== EXERCISE MATERIAL ==

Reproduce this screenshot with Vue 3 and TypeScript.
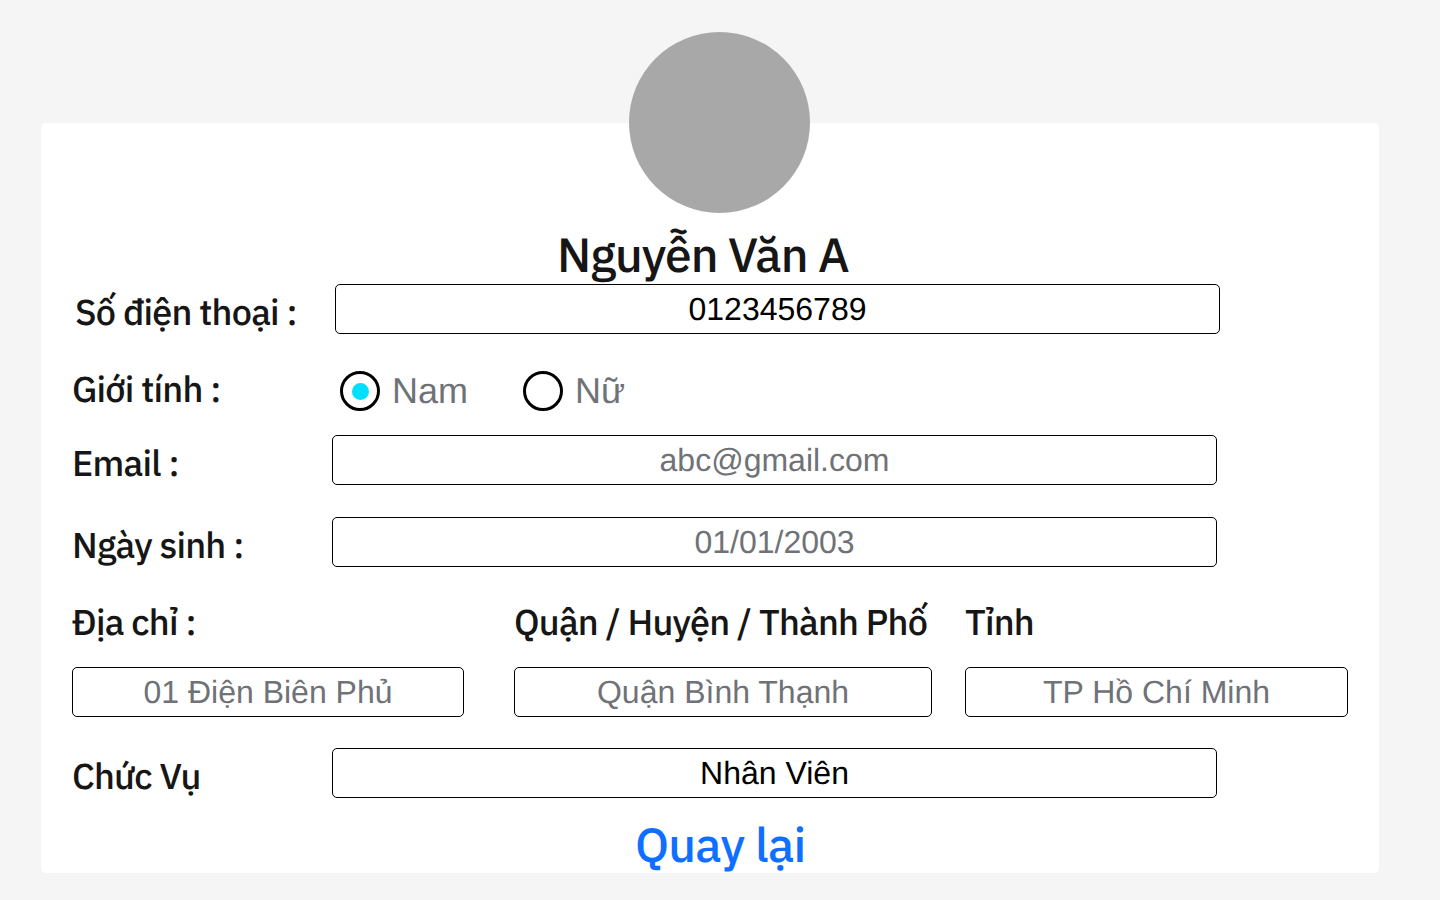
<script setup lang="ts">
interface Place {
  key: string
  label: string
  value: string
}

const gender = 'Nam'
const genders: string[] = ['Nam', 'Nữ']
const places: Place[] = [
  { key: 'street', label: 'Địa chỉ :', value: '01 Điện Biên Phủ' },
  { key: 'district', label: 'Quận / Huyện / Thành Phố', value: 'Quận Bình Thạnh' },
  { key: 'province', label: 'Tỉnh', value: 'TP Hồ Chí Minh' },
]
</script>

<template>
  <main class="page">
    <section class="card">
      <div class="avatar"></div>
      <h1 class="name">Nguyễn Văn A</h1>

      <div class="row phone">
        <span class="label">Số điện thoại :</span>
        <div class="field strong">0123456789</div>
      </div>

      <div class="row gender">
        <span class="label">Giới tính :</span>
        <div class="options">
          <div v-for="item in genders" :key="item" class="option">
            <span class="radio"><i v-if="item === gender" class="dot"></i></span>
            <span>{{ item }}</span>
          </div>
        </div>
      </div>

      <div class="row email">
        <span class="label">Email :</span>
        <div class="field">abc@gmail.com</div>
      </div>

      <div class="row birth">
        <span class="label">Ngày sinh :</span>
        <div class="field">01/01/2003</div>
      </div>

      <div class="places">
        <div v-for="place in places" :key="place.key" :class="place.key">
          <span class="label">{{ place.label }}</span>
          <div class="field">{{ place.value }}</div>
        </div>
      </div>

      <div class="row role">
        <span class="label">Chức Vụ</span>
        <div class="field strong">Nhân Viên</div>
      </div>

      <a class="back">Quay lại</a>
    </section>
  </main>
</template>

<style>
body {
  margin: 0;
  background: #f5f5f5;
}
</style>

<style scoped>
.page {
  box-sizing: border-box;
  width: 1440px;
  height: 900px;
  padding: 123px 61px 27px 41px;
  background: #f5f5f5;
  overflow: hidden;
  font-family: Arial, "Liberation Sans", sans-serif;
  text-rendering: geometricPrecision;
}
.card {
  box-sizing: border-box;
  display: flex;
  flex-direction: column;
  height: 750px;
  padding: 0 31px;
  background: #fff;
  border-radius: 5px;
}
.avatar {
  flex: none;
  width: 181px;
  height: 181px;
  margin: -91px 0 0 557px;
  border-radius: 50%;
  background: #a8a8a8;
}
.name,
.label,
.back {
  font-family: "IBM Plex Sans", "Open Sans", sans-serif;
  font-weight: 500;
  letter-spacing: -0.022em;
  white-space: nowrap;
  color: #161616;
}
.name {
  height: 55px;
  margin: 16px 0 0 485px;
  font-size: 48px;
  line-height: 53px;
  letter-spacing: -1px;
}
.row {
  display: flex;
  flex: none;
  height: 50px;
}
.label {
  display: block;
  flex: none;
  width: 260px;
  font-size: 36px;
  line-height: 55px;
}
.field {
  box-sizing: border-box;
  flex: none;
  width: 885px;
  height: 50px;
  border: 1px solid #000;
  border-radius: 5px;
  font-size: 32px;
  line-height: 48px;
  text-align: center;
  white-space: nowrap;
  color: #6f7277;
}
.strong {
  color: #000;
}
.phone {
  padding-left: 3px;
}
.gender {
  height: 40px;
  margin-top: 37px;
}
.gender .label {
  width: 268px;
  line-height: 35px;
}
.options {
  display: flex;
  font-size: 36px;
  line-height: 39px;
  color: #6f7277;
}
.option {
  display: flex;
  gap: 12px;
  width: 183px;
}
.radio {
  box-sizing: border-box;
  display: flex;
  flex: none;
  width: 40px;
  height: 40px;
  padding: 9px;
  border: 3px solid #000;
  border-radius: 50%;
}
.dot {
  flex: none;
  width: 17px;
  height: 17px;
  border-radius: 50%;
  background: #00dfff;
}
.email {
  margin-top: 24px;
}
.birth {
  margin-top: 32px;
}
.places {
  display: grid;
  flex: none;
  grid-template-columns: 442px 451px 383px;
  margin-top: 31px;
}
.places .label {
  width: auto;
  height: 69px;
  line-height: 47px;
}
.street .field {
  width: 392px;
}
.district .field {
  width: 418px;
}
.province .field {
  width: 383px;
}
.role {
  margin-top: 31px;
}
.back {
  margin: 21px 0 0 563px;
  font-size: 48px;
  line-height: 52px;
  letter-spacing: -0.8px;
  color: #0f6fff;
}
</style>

===
== EXERCISE MATERIAL ==

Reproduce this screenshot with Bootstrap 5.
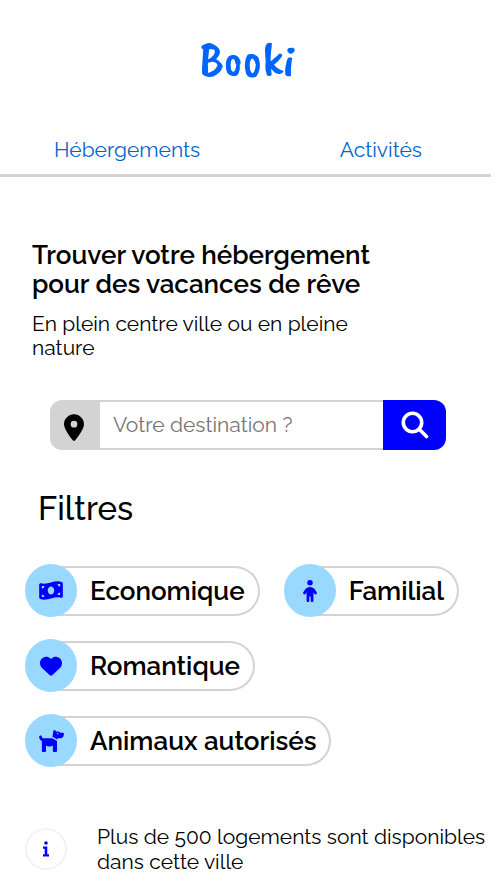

===
== EXERCISE MATERIAL ==

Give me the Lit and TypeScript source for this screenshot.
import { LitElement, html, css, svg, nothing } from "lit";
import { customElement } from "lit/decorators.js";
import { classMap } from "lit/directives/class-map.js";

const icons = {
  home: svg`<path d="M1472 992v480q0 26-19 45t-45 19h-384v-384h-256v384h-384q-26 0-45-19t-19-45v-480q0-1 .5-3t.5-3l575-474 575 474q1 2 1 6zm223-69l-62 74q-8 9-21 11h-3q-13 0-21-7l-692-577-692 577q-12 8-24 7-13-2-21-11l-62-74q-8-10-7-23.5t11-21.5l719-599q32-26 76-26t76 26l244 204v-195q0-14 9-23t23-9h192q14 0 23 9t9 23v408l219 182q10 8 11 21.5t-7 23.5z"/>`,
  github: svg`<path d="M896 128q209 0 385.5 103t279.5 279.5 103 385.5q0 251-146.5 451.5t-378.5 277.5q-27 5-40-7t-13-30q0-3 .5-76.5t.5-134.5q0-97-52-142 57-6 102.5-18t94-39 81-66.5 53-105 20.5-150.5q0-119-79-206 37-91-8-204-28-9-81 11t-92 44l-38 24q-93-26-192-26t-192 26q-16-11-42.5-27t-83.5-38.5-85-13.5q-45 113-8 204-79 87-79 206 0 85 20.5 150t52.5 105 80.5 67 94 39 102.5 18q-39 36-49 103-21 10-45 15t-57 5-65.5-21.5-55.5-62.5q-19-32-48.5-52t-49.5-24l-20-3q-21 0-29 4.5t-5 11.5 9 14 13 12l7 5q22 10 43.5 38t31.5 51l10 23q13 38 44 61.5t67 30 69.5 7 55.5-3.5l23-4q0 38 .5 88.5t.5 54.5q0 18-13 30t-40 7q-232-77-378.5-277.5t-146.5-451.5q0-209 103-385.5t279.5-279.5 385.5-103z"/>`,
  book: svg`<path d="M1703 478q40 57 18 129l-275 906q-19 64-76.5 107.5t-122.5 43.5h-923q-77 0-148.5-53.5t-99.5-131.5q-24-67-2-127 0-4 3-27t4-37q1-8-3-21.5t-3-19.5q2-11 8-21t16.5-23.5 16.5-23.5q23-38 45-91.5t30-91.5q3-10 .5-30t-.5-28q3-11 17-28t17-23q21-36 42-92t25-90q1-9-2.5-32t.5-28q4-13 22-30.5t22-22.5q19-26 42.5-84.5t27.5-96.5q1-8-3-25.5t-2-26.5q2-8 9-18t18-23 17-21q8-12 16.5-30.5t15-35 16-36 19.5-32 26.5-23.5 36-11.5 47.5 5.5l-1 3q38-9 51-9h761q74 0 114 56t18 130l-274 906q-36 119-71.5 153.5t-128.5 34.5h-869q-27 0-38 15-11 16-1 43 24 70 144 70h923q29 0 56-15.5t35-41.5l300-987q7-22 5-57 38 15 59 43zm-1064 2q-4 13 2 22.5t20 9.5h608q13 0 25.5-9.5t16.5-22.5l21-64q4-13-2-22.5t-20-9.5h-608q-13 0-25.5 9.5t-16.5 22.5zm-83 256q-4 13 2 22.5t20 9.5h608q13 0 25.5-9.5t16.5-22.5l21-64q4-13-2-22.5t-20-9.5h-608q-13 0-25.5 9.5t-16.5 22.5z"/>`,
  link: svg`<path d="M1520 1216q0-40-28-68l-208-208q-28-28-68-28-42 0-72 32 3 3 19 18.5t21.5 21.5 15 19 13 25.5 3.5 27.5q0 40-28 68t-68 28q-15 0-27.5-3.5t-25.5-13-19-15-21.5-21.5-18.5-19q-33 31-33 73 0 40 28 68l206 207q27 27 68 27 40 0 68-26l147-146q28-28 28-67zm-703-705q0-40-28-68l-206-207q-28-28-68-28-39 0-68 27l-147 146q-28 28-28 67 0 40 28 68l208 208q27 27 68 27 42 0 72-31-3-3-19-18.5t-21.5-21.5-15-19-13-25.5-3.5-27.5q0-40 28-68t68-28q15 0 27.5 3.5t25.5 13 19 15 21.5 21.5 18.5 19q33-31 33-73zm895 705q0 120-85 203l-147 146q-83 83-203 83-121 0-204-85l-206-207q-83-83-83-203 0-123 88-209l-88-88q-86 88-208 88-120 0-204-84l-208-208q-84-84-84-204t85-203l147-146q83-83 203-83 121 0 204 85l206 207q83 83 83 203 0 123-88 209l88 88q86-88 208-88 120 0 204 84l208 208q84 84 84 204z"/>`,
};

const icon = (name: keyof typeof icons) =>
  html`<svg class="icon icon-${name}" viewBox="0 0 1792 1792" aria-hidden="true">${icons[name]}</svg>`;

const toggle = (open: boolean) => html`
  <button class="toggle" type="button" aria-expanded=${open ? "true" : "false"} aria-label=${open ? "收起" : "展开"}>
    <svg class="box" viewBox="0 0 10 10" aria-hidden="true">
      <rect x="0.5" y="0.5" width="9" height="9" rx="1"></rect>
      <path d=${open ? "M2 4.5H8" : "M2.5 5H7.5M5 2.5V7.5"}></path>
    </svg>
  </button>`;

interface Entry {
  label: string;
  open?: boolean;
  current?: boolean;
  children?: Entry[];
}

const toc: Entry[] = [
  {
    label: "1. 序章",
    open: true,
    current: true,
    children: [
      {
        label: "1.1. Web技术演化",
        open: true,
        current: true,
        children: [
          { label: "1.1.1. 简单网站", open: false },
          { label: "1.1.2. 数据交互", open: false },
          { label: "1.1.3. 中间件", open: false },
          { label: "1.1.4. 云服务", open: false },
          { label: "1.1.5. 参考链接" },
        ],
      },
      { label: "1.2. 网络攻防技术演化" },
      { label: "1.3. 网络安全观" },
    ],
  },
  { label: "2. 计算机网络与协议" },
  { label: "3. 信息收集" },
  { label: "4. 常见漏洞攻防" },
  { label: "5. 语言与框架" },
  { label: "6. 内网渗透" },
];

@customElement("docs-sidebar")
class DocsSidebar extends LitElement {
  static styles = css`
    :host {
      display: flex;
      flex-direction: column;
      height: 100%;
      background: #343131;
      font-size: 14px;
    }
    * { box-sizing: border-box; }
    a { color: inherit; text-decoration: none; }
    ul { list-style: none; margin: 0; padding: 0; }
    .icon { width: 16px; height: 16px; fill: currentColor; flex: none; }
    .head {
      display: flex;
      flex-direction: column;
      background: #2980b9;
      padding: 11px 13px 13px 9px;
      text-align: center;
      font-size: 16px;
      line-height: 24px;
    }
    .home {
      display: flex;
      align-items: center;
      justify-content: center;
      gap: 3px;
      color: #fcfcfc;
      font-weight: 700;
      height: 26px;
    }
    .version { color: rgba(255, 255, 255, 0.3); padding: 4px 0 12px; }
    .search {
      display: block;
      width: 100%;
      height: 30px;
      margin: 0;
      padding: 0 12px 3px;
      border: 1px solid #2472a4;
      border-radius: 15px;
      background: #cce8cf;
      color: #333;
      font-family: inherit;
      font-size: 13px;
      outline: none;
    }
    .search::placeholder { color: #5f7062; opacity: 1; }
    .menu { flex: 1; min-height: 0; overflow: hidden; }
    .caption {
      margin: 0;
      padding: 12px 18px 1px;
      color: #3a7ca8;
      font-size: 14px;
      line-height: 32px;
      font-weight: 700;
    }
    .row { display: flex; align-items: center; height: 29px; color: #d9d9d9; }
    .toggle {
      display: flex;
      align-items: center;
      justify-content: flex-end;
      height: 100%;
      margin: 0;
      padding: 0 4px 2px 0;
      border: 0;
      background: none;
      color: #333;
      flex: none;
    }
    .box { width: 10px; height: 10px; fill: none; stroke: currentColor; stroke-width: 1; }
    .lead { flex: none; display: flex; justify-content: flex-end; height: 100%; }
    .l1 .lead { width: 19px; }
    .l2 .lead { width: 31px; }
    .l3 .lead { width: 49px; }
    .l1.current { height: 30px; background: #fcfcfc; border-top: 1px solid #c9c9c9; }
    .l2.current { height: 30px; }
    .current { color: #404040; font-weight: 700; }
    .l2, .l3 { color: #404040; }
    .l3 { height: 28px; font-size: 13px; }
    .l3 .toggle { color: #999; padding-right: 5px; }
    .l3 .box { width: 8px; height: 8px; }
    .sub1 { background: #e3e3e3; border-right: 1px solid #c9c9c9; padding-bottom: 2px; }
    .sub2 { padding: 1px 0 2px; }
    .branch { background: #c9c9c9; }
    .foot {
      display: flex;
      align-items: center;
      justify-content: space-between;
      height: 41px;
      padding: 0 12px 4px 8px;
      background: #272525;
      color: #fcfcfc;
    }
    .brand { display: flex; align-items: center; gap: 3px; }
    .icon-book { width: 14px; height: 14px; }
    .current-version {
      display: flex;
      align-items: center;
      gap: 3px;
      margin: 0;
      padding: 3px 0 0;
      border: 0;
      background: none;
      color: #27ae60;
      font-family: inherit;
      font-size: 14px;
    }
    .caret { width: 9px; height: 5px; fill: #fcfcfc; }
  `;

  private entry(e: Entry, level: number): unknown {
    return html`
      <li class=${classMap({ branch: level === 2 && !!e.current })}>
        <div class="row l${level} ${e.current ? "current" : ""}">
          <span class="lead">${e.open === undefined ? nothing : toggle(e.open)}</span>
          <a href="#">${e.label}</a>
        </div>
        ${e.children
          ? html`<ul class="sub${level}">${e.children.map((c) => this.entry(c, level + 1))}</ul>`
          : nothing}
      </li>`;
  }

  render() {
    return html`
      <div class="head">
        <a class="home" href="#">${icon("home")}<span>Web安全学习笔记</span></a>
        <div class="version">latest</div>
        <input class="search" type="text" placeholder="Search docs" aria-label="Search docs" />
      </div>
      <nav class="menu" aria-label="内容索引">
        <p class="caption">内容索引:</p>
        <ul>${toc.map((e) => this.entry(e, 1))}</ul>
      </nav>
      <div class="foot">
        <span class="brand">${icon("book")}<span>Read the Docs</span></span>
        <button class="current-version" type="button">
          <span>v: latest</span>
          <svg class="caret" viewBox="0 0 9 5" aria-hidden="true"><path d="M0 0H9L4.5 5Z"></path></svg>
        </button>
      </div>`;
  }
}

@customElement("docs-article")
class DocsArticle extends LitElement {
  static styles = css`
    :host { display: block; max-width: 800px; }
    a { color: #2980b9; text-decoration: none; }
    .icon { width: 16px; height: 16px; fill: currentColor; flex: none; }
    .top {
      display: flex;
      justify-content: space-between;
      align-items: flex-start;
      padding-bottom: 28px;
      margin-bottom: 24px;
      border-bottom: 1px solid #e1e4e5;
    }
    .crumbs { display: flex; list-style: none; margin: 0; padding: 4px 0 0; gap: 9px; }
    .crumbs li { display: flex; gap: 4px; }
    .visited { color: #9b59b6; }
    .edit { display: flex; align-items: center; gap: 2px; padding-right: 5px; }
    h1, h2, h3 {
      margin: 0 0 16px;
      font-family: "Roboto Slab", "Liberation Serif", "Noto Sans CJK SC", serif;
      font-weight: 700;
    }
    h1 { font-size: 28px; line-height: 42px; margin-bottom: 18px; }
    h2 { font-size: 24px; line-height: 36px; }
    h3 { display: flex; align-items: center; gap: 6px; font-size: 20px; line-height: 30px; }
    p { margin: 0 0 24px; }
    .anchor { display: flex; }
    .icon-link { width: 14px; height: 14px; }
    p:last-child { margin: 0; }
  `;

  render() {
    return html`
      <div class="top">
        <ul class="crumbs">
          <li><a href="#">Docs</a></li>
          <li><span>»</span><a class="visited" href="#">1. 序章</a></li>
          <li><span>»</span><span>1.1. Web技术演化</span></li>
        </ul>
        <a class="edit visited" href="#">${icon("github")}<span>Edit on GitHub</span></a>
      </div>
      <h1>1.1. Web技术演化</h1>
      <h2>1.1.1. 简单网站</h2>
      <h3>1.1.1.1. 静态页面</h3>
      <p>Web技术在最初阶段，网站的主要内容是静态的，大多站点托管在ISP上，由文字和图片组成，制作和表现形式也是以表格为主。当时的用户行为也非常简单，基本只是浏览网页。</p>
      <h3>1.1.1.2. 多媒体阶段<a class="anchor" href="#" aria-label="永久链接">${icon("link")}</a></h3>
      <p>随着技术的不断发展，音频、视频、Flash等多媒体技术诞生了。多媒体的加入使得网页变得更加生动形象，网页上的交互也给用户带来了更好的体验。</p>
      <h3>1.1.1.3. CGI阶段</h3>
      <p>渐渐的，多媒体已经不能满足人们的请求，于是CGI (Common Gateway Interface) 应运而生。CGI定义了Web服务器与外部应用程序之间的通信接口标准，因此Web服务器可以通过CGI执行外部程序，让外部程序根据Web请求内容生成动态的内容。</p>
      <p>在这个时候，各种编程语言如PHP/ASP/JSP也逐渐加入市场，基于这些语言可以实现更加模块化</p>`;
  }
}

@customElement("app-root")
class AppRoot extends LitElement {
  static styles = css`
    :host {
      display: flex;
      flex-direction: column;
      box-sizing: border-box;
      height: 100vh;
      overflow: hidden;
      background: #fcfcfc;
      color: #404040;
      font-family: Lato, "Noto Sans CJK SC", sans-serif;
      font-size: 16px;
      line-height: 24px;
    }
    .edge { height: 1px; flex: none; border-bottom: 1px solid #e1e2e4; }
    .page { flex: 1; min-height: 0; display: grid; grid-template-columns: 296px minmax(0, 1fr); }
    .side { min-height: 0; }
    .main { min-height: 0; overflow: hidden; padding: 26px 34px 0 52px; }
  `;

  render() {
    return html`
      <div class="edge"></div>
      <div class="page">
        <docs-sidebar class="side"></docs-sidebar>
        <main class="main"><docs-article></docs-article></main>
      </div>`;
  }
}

===

Pick out, from the lines above, every one that contains the string "TypeScript".

## ANSWER TO THIS EXERCISE
Reproduce this screenshot with Vue 3 and TypeScript.
Give me the Lit and TypeScript source for this screenshot.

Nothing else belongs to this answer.